Il successo di Bibi: pacificare i musulmani
Bibi Netanyahu è riuscito, suo malgrado, a compiere un’impresa pacificatrice, ma a beneficio dei Paesi che lo stanno accusando di genocidio a Gaza: Iran e Turchia. Non solo, ha contribuito in modo decisivo a ricomporre le fitne in corso da secoli all’interno del mondo islamico. Le spaccature, (fitne in arabo, ndr) sono essenzialmente due: tra sunniti e sciiti e, in ambito sunnita, tra Fratellanza Musulmana e Waabismo.

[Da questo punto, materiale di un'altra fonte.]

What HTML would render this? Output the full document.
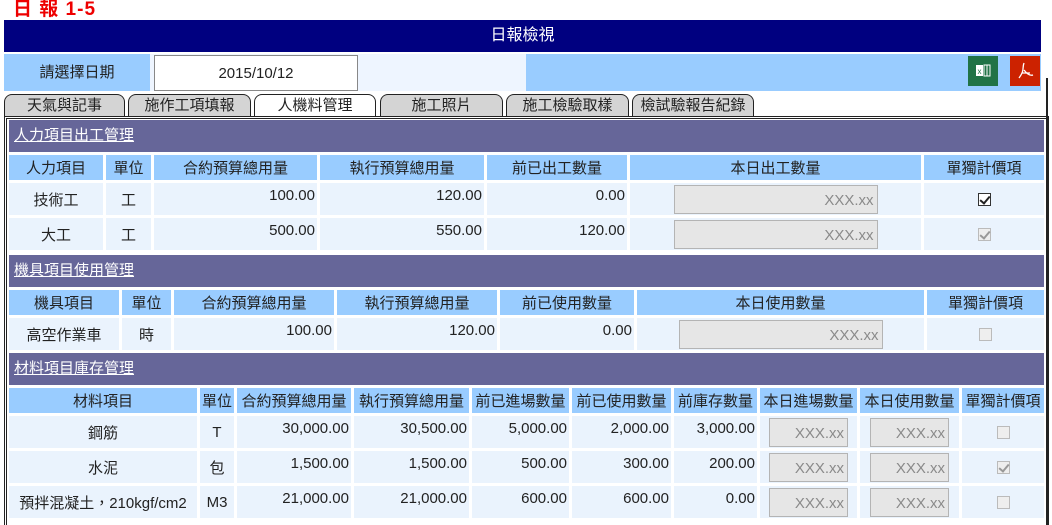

Mentre il premier israeliano ritirava la propria delegazione dal tavolo dei colloqui in corso al Cairo per il cessate il fuoco nella Striscia, proprio nella Capitale egiziana il giorno di San Valentino è atterrato l’autocrate turco Recep Tayyip Erdogan per incontrare Abdel Fatah al-sisi, colui che per anni aveva definito un “tiranno sanguinario”. A seguito della crisi diplomatica decennale innescata dalla sanguinosa deposizione nel 2013 dell’ex presidente egiziano Mohamed Morsi – membro di spicco della Fratellanza Musulmana di cui Erdogan è leader – da parte dell’allora generale Sisi, i colloqui bilaterali tra Egitto e Turchia che si sono svolti al Cairo segnano il ristabilimento definitivo delle relazioni tra i due big del Mediterraneo orientale.
IL CONTESTO ECONOMICO
e politico sempre più difficile all’interno della regione ha spinto Ankara e il Cairo ad avvicinarsi. Con il pretesto di una cooperazione per fermare la carneficina dei civili gazawi, Egitto e Turchia si sono infatti impegnati a diventare partner in vari campi, specialmente energetico, militare e commerciale con l’obiettivo di aumentare gli scambi da 10 a 15 miliardi di dollari entro i prossimi cinque anni. Il ristabilimento dei legami con la Turchia può avvantaggiare l’egitto rafforzando la sua indebolita economia e migliorando le sue capacità militari attraverso la collaborazione su tecnologie di difesa avanzate. Le concessioni fatte dal Sultano, va sottolineato, al Faraone sono di vario genere, a partire dalla cancellazione del sostegno all’opposizione egiziana in esilio a Istanbul.
Anche tra i due “ex” arci-nemici storici leader del mondo sunnita e sciita, rispettivamente Arabia Saudita e Iran la cooperazione sta progredendo velocemente. Dopo la storica visita dello scorso 13 novembre del presidente iraniano Ebrahim Raisi al principe ereditario saudita, Mohammed bin Salman – grazie alla riapertura dei canali diplomatici propiziata dalla Cina – a Riad, c’è stato un altro notevole passo verso un’intesa cruciale per entrambi i paesi. Il ministro della Difesa iraniano Mohammad Reza Ashtiani ha rivelato al termine di un colloquio a Teheran con l’ambasciatore saudita Abdullah bin Saud al-anzi che gli ayatollah sono pronti a tenere colloqui sulla sicurezza e la difesa con l’arabia Saudita e gli Stati litorali del Golfo Persico. “È necessario che i Paesi musulmani, soprattutto i Paesi più importanti della regione, prendano una posizione più decisa e coordinata”, ha sottolineato il ministro iraniano a proposito della crisi di Gaza. L’ambasciatore saudita dopo essersi detto d’accordo ha chiesto lo sviluppo della cooperazione bilaterale nel campo della difesa e della tecnologia. L’arabia Saudita a livello militare è sempre stata un pigmeo rispetto all’iran. Con tanti saluti e ringraziamenti a Bibi.